Perusahaan asal Singapura, Mitora Pte. Ltd menggugat perdata Yayasan Purna Bhakti Pertiwi dan lima anak Presiden Soeharto ke Pengadilan Negeri Jakarta Selatan. Mereka yang digugat adalah Siti Hardianti (Tutut Soeharto), Bambang Trihatmojo, Siti Hediati (Titiek Soeharto), Sigit Hardjojudanto, dan Siti Hutami (Mamiek Soeharto).
Adapun nilai gugatan tersebut mencapai Rp 584 miliar, dengan rincian Rp 84 miliar untuk membayar kewajiban dan Rp 500 miliar sebagai ganti kerugian immateriil.
Selain itu, dalam perkara bernomor 244/Pdt.G/2021/PN JKT.SEL itu, Mitora juga melakukan gugatan kepada empat pihak lainnya. Mereka adalah Soehardjo Soebardi, Pengurus Museum Purna Bhakti Pertiwi, Kantor Pertanahan Jakarta Pusat, serta Kantor Pertanahan Jakarta Timur.
Situs resmi PN Jakarta Selatan menyebutkan bahwa penggugat menuntut sita jaminan pada sejumlah bidang tanah dan bangunan.
“Menghukum para tergugat secara tanggung renteng untuk membayar kewajiban Rp 84 miliar serta kerugian immateriil sebesar Rp 500 miliar,” demikian tuntutan terhadap anak-anak Soeharto itu.
Laman PN Jaksel juga menyebutkan bahwa sidang perdana sudah berlangsung pada 5 April 2021 lalu.
Dilansir dari laman resmi TMII, Museum Purna Bhakti Pertiwi berdiri atas gagasan Tien Soeharto. Museum tersebut berisi berbagai koleksi barang-barang keluarga Soeharto, termasuk cendera mata yang diperoleh dari para sahabat dan kenalannya selama menjabat sebagai Presiden RI.
Museum itu dibangun oleh Yayasan Purna Bhakti Pertiwi selama lima tahun dari 26 Desember 1987 sampai dengan 26 Desember 1992 di atas area seluas 19,73 hektare.
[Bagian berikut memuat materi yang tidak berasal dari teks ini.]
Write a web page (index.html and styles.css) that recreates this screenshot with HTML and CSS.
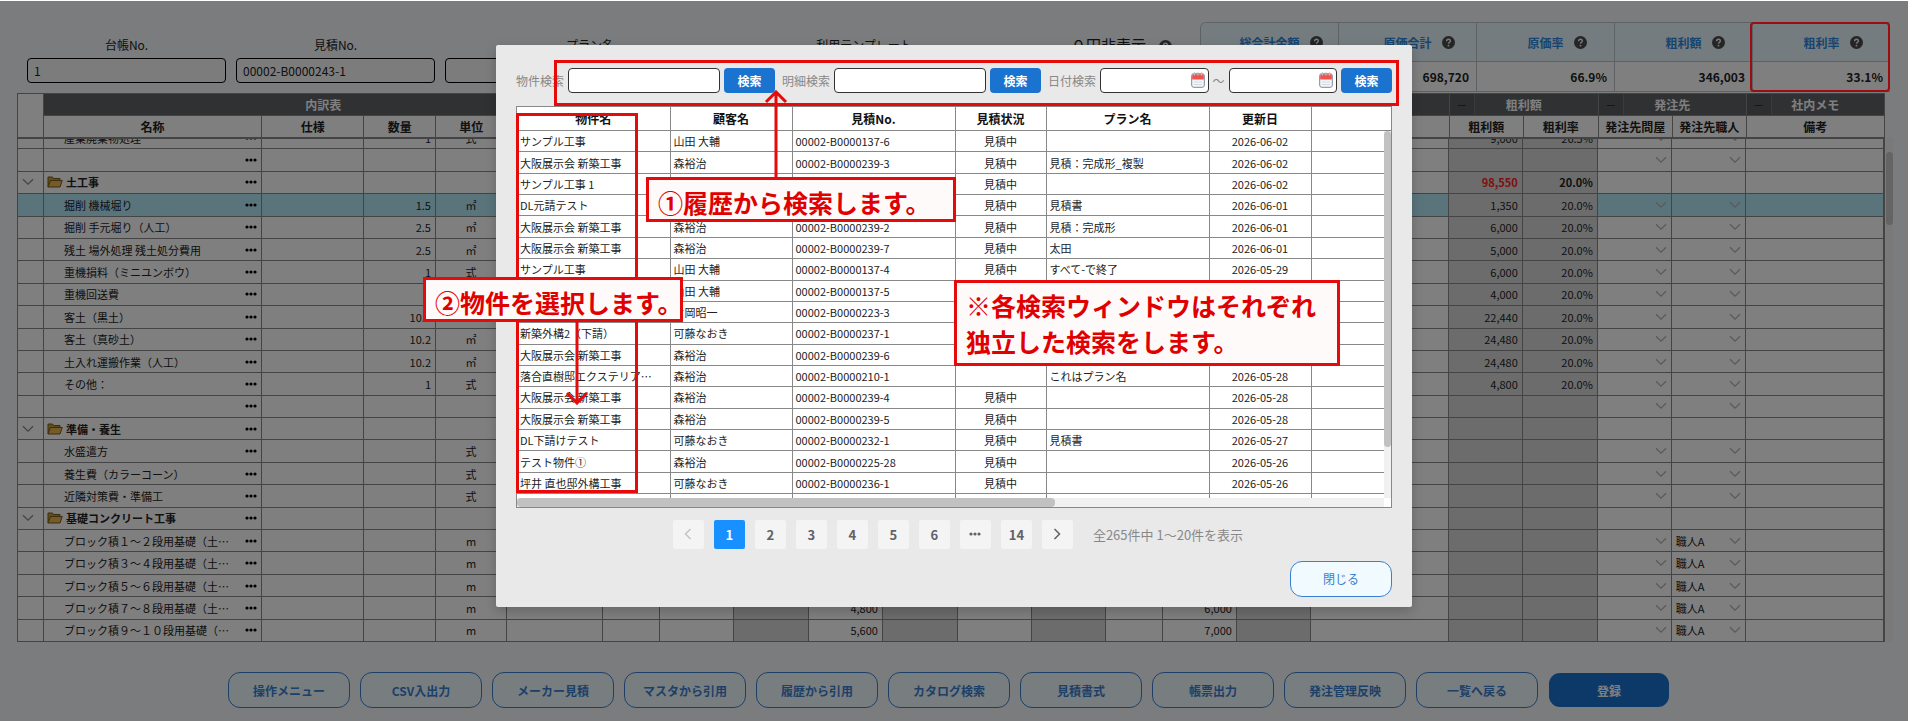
FILE: index.html
```
<!DOCTYPE html>
<html lang="ja">
<head>
    <meta charset="UTF-8">
    <meta name="viewport" content="width=device-width, initial-scale=1.0">
    <title>見積作成</title>
    <link rel="stylesheet" href="styles.css">
</head>
<body>

    <!-- アイコン定義 -->
    <svg class="sprite" aria-hidden="true">
        <symbol id="icon-help" viewBox="0 0 14 14">
            <circle cx="7" cy="7" r="7" fill="#4a4a4a"/>
            <path d="M5 5.6C5 4.2 5.9 3.5 7 3.5s2 .7 2 1.8c0 1.4-2 1.5-2 3" fill="none" stroke="#f6f8fc" stroke-width="1.5"/>
            <circle cx="7" cy="10.3" r="1" fill="#f6f8fc"/>
        </symbol>
        <symbol id="icon-dots" viewBox="0 0 12 4">
            <circle cx="2" cy="2" r="1.6"/>
            <circle cx="6" cy="2" r="1.6"/>
            <circle cx="10" cy="2" r="1.6"/>
        </symbol>
        <symbol id="icon-down" viewBox="0 0 12 8">
            <path d="M1 1.2l5 5 5-5" fill="none" stroke="currentColor" stroke-width="1.3"/>
        </symbol>
        <symbol id="icon-folder" viewBox="0 0 16 12">
            <path d="M1 11V1h4.500l1.200 1.500H13V4.500" fill="#c99a3a" stroke="#7a5a1c"/>
            <path d="M1 11L3.500 4.500H15.300L13 11z" fill="#e8b850" stroke="#7a5a1c"/>
        </symbol>
        <symbol id="icon-calendar" viewBox="0 0 14 16">
            <rect x=".7" y="1.700" width="12.600" height="13.600" rx="2" fill="#f4f6f9" stroke="#7c8696"/>
            <path d="M1.200 7.500V3.700a1.500 1.500 0 0 1 1.500-1.500h8.600a1.500 1.500 0 0 1 1.500 1.500v3.800z" fill="#f0504e"/>
            <path d="M3.500 .3v3.200M7 .3v3.200M10.500 .3v3.200" stroke="#b9c0ca" stroke-width="1.200"/>
            <path d="M3 10h8M3 12.500h8" stroke="#d3d9e2"/>
        </symbol>
    </svg>

    <div class="screen">

        <!-- 見積ヘッダー -->
        <div class="topbar">
            <div class="fields">
                <div class="field field-s">
                    <label for="ledgerNo">台帳No.</label>
                    <input type="text" id="ledgerNo" value="1">
                </div>
                <div class="field field-s">
                    <label for="estimateNo">見積No.</label>
                    <input type="text" id="estimateNo" value="00002-B0000243-1">
                </div>
                <div class="field field-l">
                    <label for="planName">プラン名</label>
                    <input type="text" id="planName">
                </div>
                <div class="field field-m">
                    <label for="template">利用テンプレート</label>
                    <input type="text" id="template">
                </div>
                <div class="field field-check">
                    <label for="hideZero">０円非表示 <svg class="help"><use href="#icon-help"/></svg></label>
                    <input type="checkbox" id="hideZero">
                </div>
            </div>

            <div class="summary">
                <div class="sum-cell">
                    <div class="sum-label"><span>総合計金額</span><svg class="help"><use href="#icon-help"/></svg></div>
                    <div class="sum-value"></div>
                </div>
                <div class="sum-cell">
                    <div class="sum-label"><span>原価合計</span><svg class="help"><use href="#icon-help"/></svg></div>
                    <div class="sum-value">698,720</div>
                </div>
                <div class="sum-cell">
                    <div class="sum-label"><span>原価率</span><svg class="help"><use href="#icon-help"/></svg></div>
                    <div class="sum-value">66.9%</div>
                </div>
                <div class="sum-cell">
                    <div class="sum-label"><span>粗利額</span><svg class="help"><use href="#icon-help"/></svg></div>
                    <div class="sum-value">346,003</div>
                </div>
                <div class="sum-cell">
                    <div class="sum-label"><span>粗利率</span><svg class="help"><use href="#icon-help"/></svg></div>
                    <div class="sum-value">33.1%</div>
                </div>
            </div>
        </div>

        <!-- 内訳表 -->
        <div class="sheet">
            <table class="grid grid-head">
                <thead>
                    <tr class="group">
                        <th rowspan="2" class="corner"></th>
                        <th colspan="5">内訳表</th>
                        <th colspan="11"></th>
                        <th colspan="2"><button type="button" class="fold">－</button>粗利額</th>
                        <th colspan="2"><button type="button" class="fold">－</button>発注先</th>
                        <th><button type="button" class="fold">－</button>社内メモ</th>
                    </tr>
                    <tr>
                        <th>名称</th><th>仕様</th><th>数量</th><th>単位</th><th></th>
                        <th></th><th></th><th></th><th></th><th></th><th></th>
                        <th></th><th></th><th></th><th></th><th></th>
                        <th>粗利額</th><th>粗利率</th><th>発注先問屋</th><th>発注先職人</th><th>備考</th>
                    </tr>
                </thead>
            </table>
            <div class="grid-scroll">
                <table class="grid grid-body">
                    <tbody id="detailRows"></tbody>
                </table>
            </div>
            <div class="sheet-bar"><div class="sheet-thumb"></div></div>
        </div>

        <!-- フッターボタン -->
        <div class="actions">
            <button type="button" class="action">操作メニュー</button>
            <button type="button" class="action">CSV入出力</button>
            <button type="button" class="action">メーカー見積</button>
            <button type="button" class="action">マスタから引用</button>
            <button type="button" class="action">履歴から引用</button>
            <button type="button" class="action">カタログ検索</button>
            <button type="button" class="action">見積書式</button>
            <button type="button" class="action">帳票出力</button>
            <button type="button" class="action">発注管理反映</button>
            <button type="button" class="action">一覧へ戻る</button>
            <button type="button" class="action action-main">登録</button>
        </div>

        <!-- 履歴検索ダイアログ -->
        <div class="mask">
            <div class="frame frame-total"></div>

            <div class="dialog" role="dialog" aria-label="履歴検索">
                <div class="search">
                    <label for="searchProject">物件検索</label>
                    <input type="text" id="searchProject">
                    <button type="button" class="search-btn">検索</button>
                    <label class="next" for="searchDetail">明細検索</label>
                    <input type="text" id="searchDetail">
                    <button type="button" class="search-btn">検索</button>
                    <label class="next" for="dateFrom">日付検索</label>
                    <div class="date">
                        <input type="text" id="dateFrom">
                        <svg><use href="#icon-calendar"/></svg>
                    </div>
                    <span>～</span>
                    <div class="date">
                        <input type="text" id="dateTo" aria-label="日付検索 終了">
                        <svg><use href="#icon-calendar"/></svg>
                    </div>
                    <button type="button" class="search-btn">検索</button>
                </div>

                <div class="history">
                    <table class="list list-head">
                        <colgroup><col class="c-name"><col class="c-client"><col class="c-no"><col class="c-state"><col class="c-plan"><col class="c-date"><col></colgroup>
                        <thead>
                            <tr><th>物件名</th><th>顧客名</th><th>見積No.</th><th>見積状況</th><th>プラン名</th><th>更新日</th><th></th></tr>
                        </thead>
                    </table>
                    <div class="history-view">
                        <div class="history-rows">
                            <table class="list list-body">
                                <colgroup><col class="c-name"><col class="c-client"><col class="c-no"><col class="c-state"><col class="c-plan"><col class="c-date"><col></colgroup>
                                <tbody id="historyRows"></tbody>
                            </table>
                        </div>
                        <div class="bar-y"><div class="thumb-y"></div></div>
                        <div class="bar-x"><div class="thumb-x"></div></div>
                    </div>
                </div>

                <div class="pager">
                    <button type="button" class="off" aria-label="前へ"><svg viewBox="0 0 8 12"><path d="M6.500 1L1.500 6l5 5"/></svg></button>
                    <button type="button" class="on">1</button>
                    <button type="button">2</button>
                    <button type="button">3</button>
                    <button type="button">4</button>
                    <button type="button">5</button>
                    <button type="button">6</button>
                    <button type="button" aria-label="続き"><svg class="more"><use href="#icon-dots"/></svg></button>
                    <button type="button">14</button>
                    <button type="button" aria-label="次へ"><svg viewBox="0 0 8 12"><path d="M1.500 1l5 5-5 5"/></svg></button>
                    <span>全265件中 1～20件を表示</span>
                </div>

                <div class="dialog-foot">
                    <button type="button" class="close">閉じる</button>
                </div>

                <!-- 操作説明 -->
                <div class="frame frame-search"></div>
                <div class="frame frame-name"></div>
                <svg class="arrow arrow-up" viewBox="0 0 24 88"><path d="M12 88V2M2 12L12 2l10 10"/></svg>
                <svg class="arrow arrow-down" viewBox="0 0 24 84"><path d="M12 0v82M2 72l10 10 10-10"/></svg>
                <div class="note note-1">①履歴から検索します。</div>
                <div class="note note-2">②物件を選択します。</div>
                <div class="note note-3">※各検索ウィンドウはそれぞれ<br>独立した検索をします。</div>
            </div>
        </div>
    </div>

    <script src="script.js"></script>
</body>
</html>
```

FILE: styles.css
```
/* 基本 */
* {
    box-sizing: border-box;
}

body {
    margin: 0;
    background: #fff;
    color: #222;
    font-family: "Noto Sans CJK JP", sans-serif;
    font-size: 11px;
}

button, input {
    font-family: inherit;
    font-size: 12px;
    color: inherit;
    margin: 0;
}

button {
    cursor: pointer;
}

.sprite {
    display: none;
}

.screen {
    position: relative;
    margin: 1px 11px 0 0;
    min-height: calc(100vh - 1px);
    padding: 0 23px 12px 17px;
    background: #f6f8fc;
}

/* 見積ヘッダー */
.topbar {
    display: flex;
    justify-content: space-between;
    align-items: flex-end;
    height: 92px;
    margin-right: -5px;
    padding: 0 0 1px 10px;
}

.fields {
    display: flex;
    gap: 10px;
    padding-bottom: 9px;
}

.field {
    display: flex;
    flex-direction: column;
    align-items: center;
    gap: 4px;
    font-size: 12px;
}

.field label {
    line-height: 18px;
}

.field input[type="text"] {
    width: 100%;
    height: 25px;
    padding: 0 6px;
    border: 1px solid #000;
    border-radius: 4px;
    background: #f8f9fb;
}

.field-s {
    width: 199px;
}

.field-l {
    width: 290px;
}

.field-m {
    width: 238px;
}

.field-check {
    padding-left: 78px;
    font-size: 15px;
}

.help {
    width: 13px;
    height: 13px;
    margin-left: 10px;
    vertical-align: -2px;
}

.summary {
    display: flex;
    width: 690px;
}

.sum-cell {
    flex: 1;
    border: 1px solid #bcc4c8;
    border-right: 0;
    background: #fff;
}

.sum-cell:first-child {
    border-top-left-radius: 6px;
    overflow: hidden;
}

.sum-label {
    display: grid;
    grid-template-columns: 1fr auto 1fr;
    align-items: center;
    height: 39px;
    background: #e8f8ff;
    border-bottom: 1px solid #bcc4c8;
    color: #3088e0;
    font-size: 12px;
    font-weight: 700;
}

.sum-label span {
    grid-column: 2;
}

.sum-value {
    height: 29px;
    padding-right: 7px;
    line-height: 29px;
    text-align: right;
    font-size: 12px;
    font-weight: 700;
}

/* 内訳表 */
.sheet {
    position: relative;
}

.grid {
    width: 100%;
    table-layout: fixed;
    border-collapse: collapse;
    background: #fff;
}

.grid th, .grid td {
    height: 22px;
    padding: 0 4px;
    border: 1px solid #888;
    overflow: hidden;
    white-space: nowrap;
    line-height: 16px;
}

.grid th {
    padding: 0;
    font-size: 12px;
}

.grid-head .group th {
    position: relative;
    background: #606266;
    color: #fff;
}

.grid-head .group .corner {
    background: #fff;
}

.grid .fold {
    position: absolute;
    left: 0;
    top: 0;
    width: 25px;
    height: 22px;
    padding: 0;
    border: 0;
    border-right: 1px solid #777;
    background: #5a5c60;
    color: #222;
    font-size: 11px;
}

/* 一行目は途中までスクロールされた状態 */
.grid-scroll {
    display: flex;
    align-items: flex-end;
    height: 504px;
    overflow: hidden;
    border-top: 1px solid #888;
    border-right: 1px solid #888;
}

.grid-body {
    height: 516px;
}

.grid .num {
    text-align: right;
}

.grid .mid {
    text-align: center;
}

.grid .gray {
    background: #d9d9d9;
}

.grid .selected td:not(.gray) {
    background: #b4e8f8;
}

.folder td {
    font-weight: 700;
}

.grid .minus {
    color: #ff2020;
}

.item {
    display: flex;
    align-items: center;
    justify-content: space-between;
}

.item-name {
    width: 168px;
    margin-left: 16px;
    overflow: hidden;
    text-overflow: ellipsis;
}

.folder .item-name {
    width: auto;
    flex: 1;
    margin-left: 3px;
}

.item-folder {
    width: 16px;
    height: 12px;
    margin-left: -1px;
}

.item-dots {
    width: 12px;
    height: 4px;
}

.pick {
    display: flex;
    align-items: center;
}

.pick svg, .toggle {
    width: 12px;
    height: 8px;
    margin-left: auto;
    color: #b4b4b4;
}

.toggle {
    display: block;
    margin: 0;
    color: #888;
}

.sheet-bar {
    position: absolute;
    right: -8px;
    top: 44px;
    bottom: 0;
    width: 7px;
    background: #f2f3f5;
}

.sheet-thumb {
    height: 73px;
    margin-top: 15px;
    border-radius: 4px;
    background: #c8c8c8;
}

/* フッターボタン */
.actions {
    display: flex;
    gap: 10px;
    max-width: 1446px;
    margin: 30px auto 0;
    padding-right: 4px;
}

.action {
    flex: 1;
    height: 36px;
    padding: 0;
    border: 1px solid #3a80d0;
    border-radius: 12px;
    background: #f0faff;
    color: #3a80d0;
    font-weight: 700;
}

.action-main {
    border-color: transparent;
    background: #1b73d0;
    background-clip: padding-box;
    color: #fff;
}

/* 履歴検索ダイアログ */
.mask {
    position: absolute;
    inset: 0;
    display: flex;
    justify-content: center;
    align-items: flex-start;
    padding-top: 44px;
    background: rgba(0, 0, 0, 0.5);
}

.dialog {
    position: relative;
    width: 916px;
    padding: 23px 20px 10px;
    border-radius: 2px;
    background: #e9e9e9;
    box-shadow: 0 4px 12px rgba(0, 0, 0, 0.2);
}

.search {
    display: flex;
    align-items: center;
    gap: 4px;
    color: #888;
    font-size: 12px;
}

.search input {
    width: 152px;
    height: 25px;
    border: 1px solid #333;
    border-radius: 4px;
    background: #fff;
}

.search .next {
    margin-left: 3px;
}

.search .date {
    position: relative;
    flex: 1;
}

.search .date input {
    display: block;
    width: 100%;
}

.date svg {
    position: absolute;
    right: 4px;
    top: 4px;
    width: 14px;
    height: 16px;
}

.search-btn {
    width: 51px;
    height: 25px;
    padding: 0;
    border: 0;
    border-radius: 4px;
    background: #1b73d0;
    color: #fff;
    font-weight: 700;
}

.history {
    margin-top: 13px;
    border: 1px solid #888;
    background: #fff;
}

.list {
    width: 100%;
    table-layout: fixed;
    border-collapse: collapse;
}

.list th {
    height: 23px;
    padding: 0;
    border: solid #888;
    border-width: 0 0 1px 1px;
    color: #111;
    font-size: 12px;
}

.list td {
    height: 21px;
    padding: 0 3px;
    border: solid #888;
    border-width: 0 0 1px 1px;
    overflow: hidden;
    text-overflow: ellipsis;
    white-space: nowrap;
    line-height: 16px;
}

.list th:first-child, .list td:first-child {
    border-left: 0;
}

.list td:first-child {
    padding-right: 14px;
}

.list .mid {
    text-align: center;
}

.c-name { width: 153px; }
.c-client { width: 122px; }
.c-no { width: 163px; }
.c-state { width: 91px; }
.c-plan { width: 163px; }
.c-date { width: 102px; }

.history-view {
    display: grid;
    grid-template-columns: 1fr 7px;
    grid-template-rows: 367px 9px;
}

.history-rows {
    overflow: hidden;
}

.list-body {
    height: 385px;
}

.bar-y, .bar-x {
    background: #f1f1f1;
}

.thumb-y {
    height: 316px;
    border-radius: 4px;
    background: #c1c1c1;
}

.thumb-x {
    width: 62%;
    height: 9px;
    border-radius: 4px;
    background: #c1c1c1;
}

.pager {
    display: flex;
    justify-content: center;
    align-items: center;
    gap: 10px;
    margin-top: 12px;
    padding-left: 8px;
    color: #888;
    font-size: 13px;
}

.pager button {
    display: flex;
    justify-content: center;
    align-items: center;
    width: 31px;
    height: 29px;
    padding: 0;
    border: 0;
    border-radius: 2px;
    background: #f4f4f4;
    color: #606266;
    font-size: 13px;
    font-weight: 700;
}

.pager .on {
    background: #1890ff;
    color: #fff;
}

.pager .off {
    color: #c0c4cc;
}

.pager svg {
    width: 8px;
    height: 12px;
    fill: none;
    stroke: currentColor;
    stroke-width: 1.5;
}

.pager .more {
    width: 12px;
    height: 4px;
    fill: currentColor;
    stroke: none;
}

.pager span {
    margin-left: 10px;
}

.dialog-foot {
    display: flex;
    justify-content: flex-end;
    margin-top: 12px;
}

.close {
    width: 102px;
    height: 36px;
    padding: 0;
    border: 1px solid #3a80d0;
    border-radius: 12px;
    background: #f0faff;
    color: #3a80d0;
}

/* 操作説明 */
.frame, .note, .arrow {
    position: absolute;
}

.frame {
    border: 3px solid #e60a0a;
    pointer-events: none;
}

.frame-total {
    top: 21px;
    right: 18px;
    width: 140px;
    height: 70px;
    border: 2px solid #9c0c10;
    border-radius: 4px;
}

.frame-search {
    left: 58px;
    top: 15px;
    width: 845px;
    height: 46px;
}

.frame-name {
    left: 20px;
    top: 68px;
    width: 122px;
    height: 380px;
}

.note {
    padding: 4px 9px 0;
    border: 3px solid #e60a0a;
    background: #fffafa;
    color: #e00000;
    font-size: 25px;
    font-weight: 700;
    line-height: 36px;
    white-space: nowrap;
}

.note-1 {
    left: 150px;
    top: 132px;
    width: 310px;
    height: 45px;
}

.note-2 {
    left: -73px;
    top: 232px;
    width: 260px;
    height: 45px;
}

.note-3 {
    left: 458px;
    top: 235px;
    width: 386px;
    height: 86px;
}

.arrow {
    width: 24px;
    fill: none;
    stroke: #e60a0a;
    stroke-width: 3;
}

.arrow-up {
    left: 268px;
    top: 45px;
    height: 88px;
}

.arrow-down {
    left: 69px;
    top: 276px;
    height: 84px;
}
```

FILE: script.js
```
// 列幅（左から順番）
const widths = [26, 218, 102, 72, 71, 96, 57, 74, 75, 74, 75, 74, 74, 57, 74, 74, 138, 74, 75, 74, 74, 138];
const total = widths.reduce((a, b) => a + b, 0);

document.querySelectorAll('.grid').forEach(table => {
    const group = document.createElement('colgroup');
    widths.forEach(w => {
        const col = document.createElement('col');
        col.style.width = (w / total * 100) + '%';
        group.appendChild(col);
    });
    table.prepend(group);
});

// 内訳データ
const details = [
    { name: '産業廃棄物処理', qty: '1', unit: '式', profit: '9,000', rate: '26.5%' },
    { name: '' },
    { name: '土工事', folder: true, profit: '98,550', rate: '20.0%' },
    { name: '掘削 機械堀り', qty: '1.5', unit: '㎡', profit: '1,350', rate: '20.0%', selected: true },
    { name: '掘削 手元堀り（人工）', qty: '2.5', unit: '㎡', profit: '6,000', rate: '20.0%' },
    { name: '残土 場外処理 残土処分費用', qty: '2.5', unit: '㎡', profit: '5,000', rate: '20.0%' },
    { name: '重機損料（ミニユンボウ）', qty: '1', unit: '式', profit: '6,000', rate: '20.0%' },
    { name: '重機回送費', qty: '', unit: '', profit: '4,000', rate: '20.0%' },
    { name: '客土（黒土）', qty: '10.2', unit: '', profit: '22,440', rate: '20.0%' },
    { name: '客土（真砂土）', qty: '10.2', unit: '㎡', profit: '24,480', rate: '20.0%' },
    { name: '土入れ運搬作業（人工）', qty: '10.2', unit: '㎡', profit: '24,480', rate: '20.0%' },
    { name: 'その他：', qty: '1', unit: '式', profit: '4,800', rate: '20.0%' },
    { name: '' },
    { name: '準備・養生', folder: true },
    { name: '水盛遣方', unit: '式' },
    { name: '養生費（カラーコーン）', unit: '式' },
    { name: '近隣対策費・準備工', unit: '式' },
    { name: '基礎コンクリート工事', folder: true },
    { name: 'ブロック積１～２段用基礎（土間下）', unit: 'm', worker: '職人A' },
    { name: 'ブロック積３～４段用基礎（土間下）', unit: 'm', worker: '職人A' },
    { name: 'ブロック積５～６段用基礎（土間下）', unit: 'm', worker: '職人A' },
    { name: 'ブロック積７～８段用基礎（土間下）', unit: 'm', worker: '職人A', cost: '4,800', price: '6,000' },
    { name: 'ブロック積９～１０段用基礎（土間下）', unit: 'm', worker: '職人A', cost: '5,600', price: '7,000' }
];

const down = '<svg><use href="#icon-down"/></svg>';

function pick(row, text) {
    return row.folder ? '' : `<div class="pick">${text || ''}${down}</div>`;
}

document.getElementById('detailRows').innerHTML = details.map(row => `
    <tr class="${row.folder ? 'folder' : ''} ${row.selected ? 'selected' : ''}">
        <td>${row.folder ? '<svg class="toggle"><use href="#icon-down"/></svg>' : ''}</td>
        <td><div class="item">
            ${row.folder ? '<svg class="item-folder"><use href="#icon-folder"/></svg>' : ''}
            <span class="item-name">${row.name}</span>
            <svg class="item-dots"><use href="#icon-dots"/></svg>
        </div></td>
        <td></td>
        <td class="num">${row.qty || ''}</td>
        <td class="mid">${row.unit || ''}</td>
        <td></td><td></td><td></td>
        <td class="gray"></td>
        <td class="num">${row.cost || ''}</td>
        <td class="gray"></td>
        <td></td>
        <td class="gray"></td>
        <td></td>
        <td class="num">${row.price || ''}</td>
        <td class="gray"></td>
        <td></td>
        <td class="gray num ${row.folder ? 'minus' : ''}">${row.profit || ''}</td>
        <td class="gray num">${row.rate || ''}</td>
        <td>${pick(row)}</td>
        <td>${pick(row, row.worker)}</td>
        <td></td>
    </tr>`).join('');

// 履歴データ
const rows = [
    ['サンプル工事', '山田 大輔', '00002-B0000137-6', '見積中', '', '2026-06-02'],
    ['大阪展示会 新築工事', '森裕治', '00002-B0000239-3', '見積中', '見積：完成形_複製', '2026-06-02'],
    ['サンプル工事 1', '', '', '見積中', '', '2026-06-02'],
    ['DL元請テスト', '', '', '見積中', '見積書', '2026-06-01'],
    ['大阪展示会 新築工事', '森裕治', '00002-B0000239-2', '見積中', '見積：完成形', '2026-06-01'],
    ['大阪展示会 新築工事', '森裕治', '00002-B0000239-7', '見積中', '太田', '2026-06-01'],
    ['サンプル工事', '山田 大輔', '00002-B0000137-4', '見積中', 'すべて-で終了', '2026-05-29'],
    ['', '山田 大輔', '00002-B0000137-5', '', '', ''],
    ['', '片岡昭一', '00002-B0000223-3', '', '', ''],
    ['新築外構2（下請）', '可藤なおき', '00002-B0000237-1', '', '', ''],
    ['大阪展示会 新築工事', '森裕治', '00002-B0000239-6', '', '', ''],
    ['落合直樹邸エクステリア新築工事', '森裕治', '00002-B0000210-1', '', 'これはプラン名', '2026-05-28'],
    ['大阪展示会 新築工事', '森裕治', '00002-B0000239-4', '見積中', '', '2026-05-28'],
    ['大阪展示会 新築工事', '森裕治', '00002-B0000239-5', '見積中', '', '2026-05-28'],
    ['DL下請けテスト', '可藤なおき', '00002-B0000232-1', '見積中', '見積書', '2026-05-27'],
    ['テスト物件①', '森裕治', '00002-B0000225-28', '見積中', '', '2026-05-26'],
    ['坪井 直也邸外構工事', '可藤なおき', '00002-B0000236-1', '見積中', '', '2026-05-26'],
    ['', '', '', '', '', '']
];

document.getElementById('historyRows').innerHTML = rows.map(r => `
    <tr>
        <td>${r[0]}</td><td>${r[1]}</td><td>${r[2]}</td>
        <td class="mid">${r[3]}</td><td>${r[4]}</td><td class="mid">${r[5]}</td><td></td>
    </tr>`).join('');
```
Lalu, diresmikan pembukaannya pada 23 Agustus 1993 yang dipersembahkan kepada seluruh rakyat Indonesia oleh keluarga Bapak Soeharto.
Sedangkan Puri Jati Ayu adalah sebuah rumah dengan arsitektur Bali yang dibuat Tien Soeharto untuk suaminya, Soeharto.